Wandering through the crowds at the last Floatopia, bro-bumping everyone in sight and pounding cut-rate malt liquor with a mob of friends, I was having an unfathomably good time. Suddenly coming into a clearing among the people, I came across a guy running in circles like a gorilla, throwing mud and terrorizing anyone around him. Combined with a lot of nudity (good) and seeing a puke-covered young woman continue to vomit while getting dragged by her handcuffs (bad), it was an unforgettable event. Hell, I even stepped on some fool’s head while he had a gently savage Kenny G make-out sesh right in the middle of a walkway. To put it simply, shit was awesome. Wildly awesome.
Oh wait, it’s already happening again?
I just got Vice Chancellor Michael Young’s e-mail about Floatopia 2, and to be honest, I can’t say that I disagree with him. After the carnage, both real and perceived, of the last event, it’s obvious that Floatopia cannot survive on its current evolutionary path.
Don’t believe me? Look at what happened to San Diego a couple years back. The city’s beach community had a decades-long tradition of throwing huge beach parties, including the monumentally epic Over-the-Line Tournament held every year at Fiesta Island. However, when the rest of the city heard a few horror stories, including an overly hyped near-riot, they decided they had had enough. A measure to ban drinking at the city’s beaches passed easily, despite a thorough lack of support from those who actually lived near the water.
Past Floatopias, Labor Day and other huge parties at our beach have been remarkably ignored. A few thousand people pounding beers with DJs spinning in the sand never garnered much attention. But now, much like what happened in San Diego, the precedent has been set. With the number of pissed-off people in positions of power right now, the possibility for drastic legislation is very real. We’ve already got noise and alcohol distribution curfews at the ludicrously early hour of midnight; what happens when we can’t even booze at the beach?
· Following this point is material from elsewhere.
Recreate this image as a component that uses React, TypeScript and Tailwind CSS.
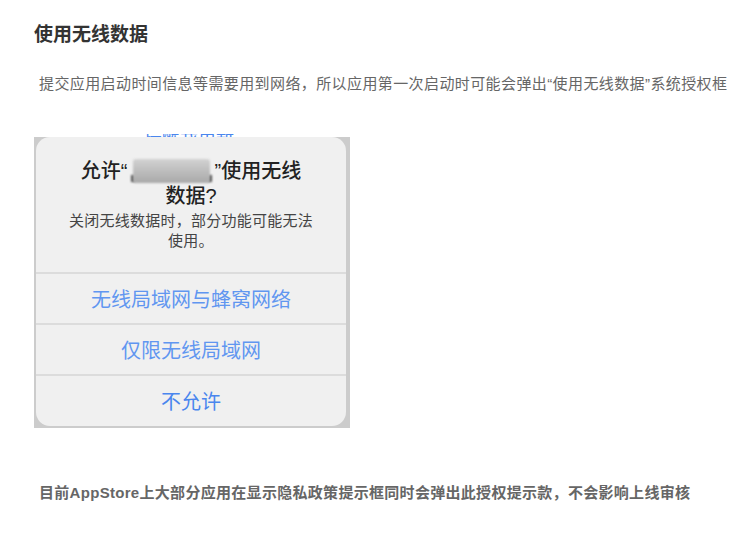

The environmental damages caused by Floatopia have been discussed in depth, and although that’s the focus of my studies, I don’t need to get mixed up in that conversation. I’m more concerned about the effects the current uproar, in its aftermath, is going to have on our community. Isla Vista’s residents have, from the beginning, always enjoyed and fought for the freedom to do whatever they wanted. Whether it’s a hippie festival, pimps and hoes parties or burning down banks, we’ve created an environment unlike any other. Just think about how envious people are when they come to visit.
Yet right now that freedom is most definitely coming under fire. Growing up in Chico, I always heard stories about how Chico State went absolutely apeshit in the ’80s and ’90s. But by the time I started getting out and about, what had previously been community apathy toward the exploits of faded students had slowly changed into outrage, and famous local party scene got shut down after increased pressure for restrictive legislation. The same thing will happen for us if the rest of Santa Barbara County thinks we are all a bunch of raging drunks killing off the otters and dolphins with forty bottles and used condoms.
I had a hell of a lot of fun at the most recent Floatopia, and I’m hardly going to quit getting lagonzo at the beach, especially not during my last Spring Quarter. But I’m not going to leave my empties and passed out friends/chicks behind either. The solution to the situation has yet to be found, although getting militant at the beach like Da Hui on the North Shore a couple decades ago is possibly viable alternative. With our image in the eyes of SB natives so important, the main question is whether or not we are willing to let them meddle in our way of life.
As far as Floatopia 2 is concerned, if you want to find me, I’ll be working on a jug of Rossi at Sands.